» STATED TASK: Pick out each line of the records that includes the string "Output", and copy it.

» EXERCISE MATERIAL:
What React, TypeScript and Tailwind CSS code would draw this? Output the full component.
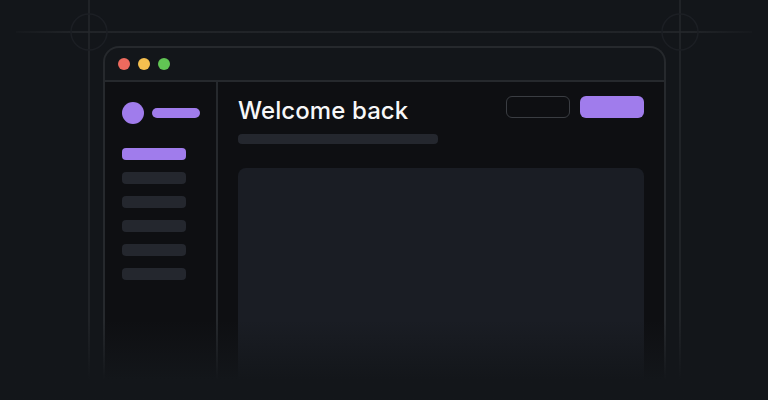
function Guides() {
  return (
    <svg className="absolute inset-0" width="768" height="400" fill="none">
      <defs>
        <linearGradient id="hline" x1="0" y1="0" x2="768" y2="0" gradientUnits="userSpaceOnUse">
          <stop offset="0" stopColor="#26292d" stopOpacity="0" />
          <stop offset="0.1" stopColor="#26292d" />
          <stop offset="0.9" stopColor="#26292d" />
          <stop offset="1" stopColor="#26292d" stopOpacity="0" />
        </linearGradient>
      </defs>
      <path d="M16 32H752" stroke="url(#hline)" strokeWidth="1.5" />
      <path d="M89 0V400M680 0V400" stroke="#26292d" strokeWidth="1.5" />
      <circle cx="89" cy="32" r="18" stroke="#1c1f24" strokeWidth="1.5" />
      <circle cx="680" cy="32" r="18" stroke="#1c1f24" strokeWidth="1.5" />
    </svg>
  )
}

const navItems = [0, 1, 2, 3, 4]

export default function App() {
  return (
    <div
      className="relative h-[400px] w-[768px] overflow-hidden bg-[#13161a] pt-[46px] pl-[103px]"
      style={{ fontFamily: "Inter, sans-serif" }}
    >
      <Guides />

      {/* Browser window */}
      <div className="relative flex h-[354px] w-[563px] flex-col rounded-t-[16px] border-2 border-b-0 border-[#26292d] bg-[#13161a]">
        <div className="flex h-[32px] shrink-0 items-center gap-2 pl-[13px]">
          <span className="h-3 w-3 rounded-full bg-[#ed6a5e]" />
          <span className="h-3 w-3 rounded-full bg-[#f5bf4f]" />
          <span className="h-3 w-3 rounded-full bg-[#61c554]" />
        </div>

        <div className="flex flex-1 border-t-2 border-[#26292d] bg-[#0e0f12]">
          {/* Sidebar */}
          <div className="flex w-[113px] shrink-0 flex-col border-r-2 border-[#26292d] pt-5 pl-[17px]">
            <div className="flex items-center gap-2">
              <span className="h-[22px] w-[22px] rounded-full bg-[#a07cec]" />
              <span className="h-[10px] w-12 rounded-full bg-[#a07cec]" />
            </div>
            <div className="mt-6 flex flex-col gap-3">
              <div className="h-3 w-16 rounded bg-[#a07cec]" />
              {navItems.map((item) => (
                <div key={item} className="h-3 w-16 rounded bg-[#24272e]" />
              ))}
            </div>
          </div>

          {/* Main */}
          <div className="flex flex-1 flex-col pt-[14px] pl-5">
            <div className="flex items-start justify-between pr-5">
              <div>
                <h1 className="text-2xl leading-[29px] font-medium tracking-[0.1px] text-[#f7f7f8]">Welcome back</h1>
                <div className="mt-[9px] h-[10px] w-[200px] rounded bg-[#24272e]" />
              </div>
              <div className="flex gap-[10px]">
                <div className="h-[22px] w-16 rounded-md border border-[#3a3d42]" />
                <div className="h-[22px] w-16 rounded-md bg-[#a07cec]" />
              </div>
            </div>
            <div className="mt-6 mr-5 flex-1 rounded-lg bg-[#1a1d24]" />
          </div>
        </div>
      </div>

      {/* Bottom fade */}
      <div className="absolute inset-x-0 bottom-0 h-[80px] bg-gradient-to-b from-[#13161a00] to-[#13161a] to-75%" />
    </div>
  )
}
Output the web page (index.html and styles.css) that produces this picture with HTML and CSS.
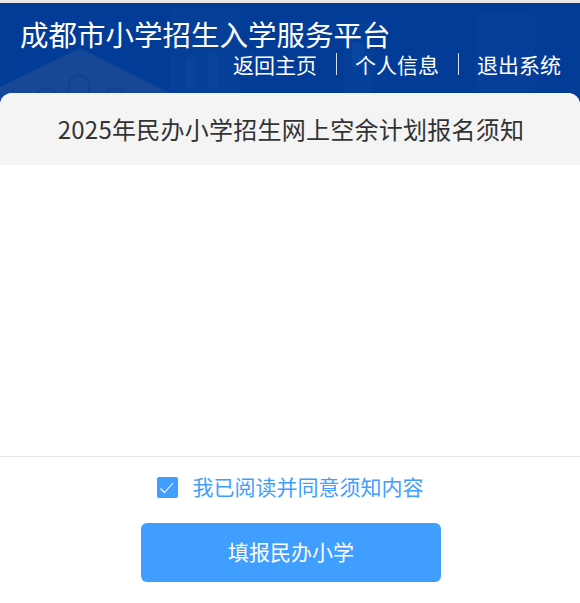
FILE: index.html
```html
<!DOCTYPE html>
<html lang="zh-CN">
<head>
    <meta charset="UTF-8">
    <meta name="viewport" content="width=device-width, initial-scale=1.0">
    <title>成都市小学招生入学服务平台</title>
    <link rel="stylesheet" href="styles.css">
</head>
<body>
    <div class="header">
        <svg class="header-art" viewBox="0 0 580 100" aria-hidden="true">
            <rect x="170" y="6" width="70" height="94" fill="#063f98"/>
            <rect x="186" y="55" width="10" height="30" fill="#0a4499"/>
            <rect x="208" y="50" width="10" height="35" fill="#0a4499"/>
            <rect x="345" y="20" width="28" height="80" fill="#043f99"/>
            <rect x="352" y="40" width="12" height="24" fill="#0846a2"/>
            <rect x="385" y="10" width="1" height="90" fill="#074097"/>
            <rect x="475" y="8" width="60" height="92" fill="#043e98"/>
            <polygon points="0,84 80,45 172,91 172,100 0,100" fill="#174797"/>
            <path d="M37 100 V94 a10 9 0 0 1 20 0 V100 M69 100 V82 a10 10 0 0 1 20 0 V100 M105 100 V94 a10 9 0 0 1 20 0 V100" fill="none" stroke="#104292" stroke-width="2"/>
        </svg>
        <h1 class="site-title">成都市小学招生入学服务平台</h1>
        <div class="nav">
            <a class="nav-link">返回主页</a>
            <span class="nav-sep"></span>
            <a class="nav-link">个人信息</a>
            <span class="nav-sep"></span>
            <a class="nav-link">退出系统</a>
        </div>
    </div>
    <div class="sheet">
        <h2 class="sheet-title">2025年民办小学招生网上空余计划报名须知</h2>
        <div class="sheet-body"></div>
        <div class="sheet-footer">
            <label class="agree">
                <span class="agree-box">
                    <svg viewBox="0 0 21 21" width="21" height="21"><path d="M3.5 11.5 L7.5 15.5 L16 6" fill="none" stroke="#fff" stroke-width="1.1"/></svg>
                </span>
                <span class="agree-text">我已阅读并同意须知内容</span>
            </label>
            <button class="submit-btn">填报民办小学</button>
        </div>
    </div>
</body>
</html>
```

FILE: styles.css
```css
* {
    box-sizing: border-box;
}
body {
    margin: 0;
    height: 603px;
    overflow: hidden;
    background: #fff;
    font-family: "Noto Sans CJK SC", "Liberation Sans", sans-serif;
}
.header {
    position: relative;
    height: 106px;
    padding: 13px 19px 0 20px;
    border-top: 3px solid #e8e8e8;
    background: #033c96;
    color: #fff;
}
.header-art {
    position: absolute;
    left: 0;
    top: 0;
    width: 580px;
    height: 100px;
}
.site-title {
    position: relative;
    margin: 0;
    font-size: 28.5px;
    font-weight: 400;
    line-height: 36px;
}
.nav {
    position: relative;
    display: flex;
    justify-content: flex-end;
    align-items: center;
    gap: 18.5px;
    font-size: 21px;
    line-height: 24px;
}
.nav-sep {
    width: 1px;
    height: 22px;
    background: #d5deee;
}
.sheet {
    position: absolute;
    top: 93px;
    left: 0;
    right: 0;
    bottom: 0;
    display: flex;
    flex-direction: column;
    background: #fff;
    border-radius: 12px 12px 0 0;
}
.sheet-title {
    margin: 0;
    height: 72px;
    padding-left: 2px;
    background: #f4f4f4;
    border-radius: 12px 12px 0 0;
    color: #333;
    font-size: 24px;
    font-weight: 400;
    letter-spacing: 0.25px;
    line-height: 72px;
    text-align: center;
}
.sheet-body {
    height: 291px;
}
.sheet-footer {
    border-top: 1px solid #e4e4ea;
    display: flex;
    flex-direction: column;
    align-items: center;
    padding-top: 20px;
}
.agree {
    display: flex;
    align-items: center;
    gap: 15px;
    height: 21px;
}
.agree-box {
    display: flex;
    align-items: center;
    justify-content: center;
    width: 21px;
    height: 21px;
    background: #409eff;
    border-radius: 2px;
}
.agree-text {
    padding-bottom: 4px;
    color: #409eff;
    font-size: 21px;
    line-height: 20px;
}
.submit-btn {
    width: 300px;
    height: 59px;
    margin-top: 25px;
    margin-left: 2px;
    padding-bottom: 4px;
    border: 0;
    border-radius: 6px;
    background: #409eff;
    color: #fff;
    font-family: inherit;
    font-size: 21px;
}
```
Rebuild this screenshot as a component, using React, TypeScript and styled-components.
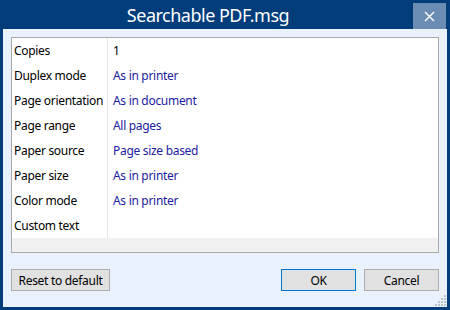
import React from "react";
import styled, { createGlobalStyle } from "styled-components";

const GlobalStyle = createGlobalStyle`
  html, body {
    margin: 0;
    padding: 0;
    width: 450px;
    height: 310px;
    overflow: hidden;
    font-family: "Noto Sans", "Open Sans", sans-serif;
  }
`;

const Frame = styled.div`
  width: 450px;
  height: 310px;
  box-sizing: border-box;
  background: #003d7a;
  display: flex;
  flex-direction: column;
  padding: 0 3px 3px;
`;

const TitleBar = styled.div`
  height: 29px;
  display: flex;
  align-items: center;
  padding-right: 34px;
`;

const Title = styled.div`
  flex: 1;
  text-align: center;
  color: #ffffff;
  font-size: 18px;
  letter-spacing: -0.5px;
`;

const CloseButton = styled.div`
  align-self: flex-end;
  width: 33px;
  height: 26px;
  margin-right: -33px;
  background: #6b8db3;
  display: flex;
  align-items: center;
  justify-content: center;
`;

const Body = styled.div`
  flex: 1;
  background: #e8f1fc;
  display: flex;
  flex-direction: column;
  padding: 8px 8px 16px;
  position: relative;
`;

const Grid = styled.div`
  border: 1px solid #a9a9a9;
  background: #f0f0f0;
  display: flex;
  flex-direction: column;
  padding-bottom: 14px;
`;

const Row = styled.div`
  display: flex;
  height: 25px;
  background: #ffffff;
  font-size: 12px;
  letter-spacing: -0.3px;
  line-height: 25px;
`;

const Label = styled.div`
  width: 96px;
  box-sizing: border-box;
  padding-left: 2px;
  border-right: 1px solid #e6e6e6;
  color: #000000;
  white-space: nowrap;
  overflow: hidden;
`;

const Value = styled.div<{ $plain?: boolean }>`
  flex: 1;
  padding-left: 5px;
  color: ${(p) => (p.$plain ? "#000000" : "#1c1ca0")};
`;

const Buttons = styled.div`
  margin-top: 16px;
  display: flex;
  align-items: center;
`;

const Button = styled.button<{ $width: number; $focused?: boolean }>`
  width: ${(p) => p.$width}px;
  height: 22px;
  box-sizing: border-box;
  background: #e1e1e1;
  border: 1px solid ${(p) => (p.$focused ? "#0078d7" : "#adadad")};
  font-family: "Noto Sans", "Open Sans", sans-serif;
  font-size: 12px;
  letter-spacing: -0.3px;
  color: #000000;
  padding: 0;
  margin-left: ${(p) => (p.$focused ? "auto" : "0")};
`;

const Spacer = styled.div`
  width: 8px;
`;

const Grip = styled.svg`
  position: absolute;
  right: 1px;
  bottom: 1px;
`;

const rows: [string, string, boolean?][] = [
  ["Copies", "1", true],
  ["Duplex mode", "As in printer"],
  ["Page orientation", "As in document"],
  ["Page range", "All pages"],
  ["Paper source", "Page size based"],
  ["Paper size", "As in printer"],
  ["Color mode", "As in printer"],
  ["Custom text", ""],
];

const gripDots = [
  [10, 1],
  [7, 4],
  [10, 4],
  [4, 7],
  [7, 7],
  [10, 7],
  [1, 10],
  [4, 10],
  [7, 10],
  [10, 10],
];

export default function App() {
  return (
    <>
      <GlobalStyle />
      <Frame>
        <TitleBar>
          <Title>Searchable PDF.msg</Title>
          <CloseButton>
            <svg width="11" height="11" viewBox="0 0 11 11">
              <path d="M1 1L10 10M10 1L1 10" stroke="#ffffff" strokeWidth="1.4" />
            </svg>
          </CloseButton>
        </TitleBar>
        <Body>
          <Grid>
            {rows.map(([label, value, plain]) => (
              <Row key={label}>
                <Label>{label}</Label>
                <Value $plain={plain}>{value}</Value>
              </Row>
            ))}
          </Grid>
          <Buttons>
            <Button $width={99}>Reset to default</Button>
            <Button $width={75} $focused>
              OK
            </Button>
            <Spacer />
            <Button $width={75}>Cancel</Button>
          </Buttons>
          <Grip width="12" height="12" viewBox="0 0 12 12">
            {gripDots.map(([x, y]) => (
              <rect key={`${x}-${y}`} x={x} y={y} width="2" height="2" fill="#b8c4d0" />
            ))}
          </Grip>
        </Body>
      </Frame>
    </>
  );
}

» SOLUTION TO THE EXERCISE:
What React, TypeScript and Tailwind CSS code would draw this? Output the full component.
Output the web page (index.html and styles.css) that produces this picture with HTML and CSS.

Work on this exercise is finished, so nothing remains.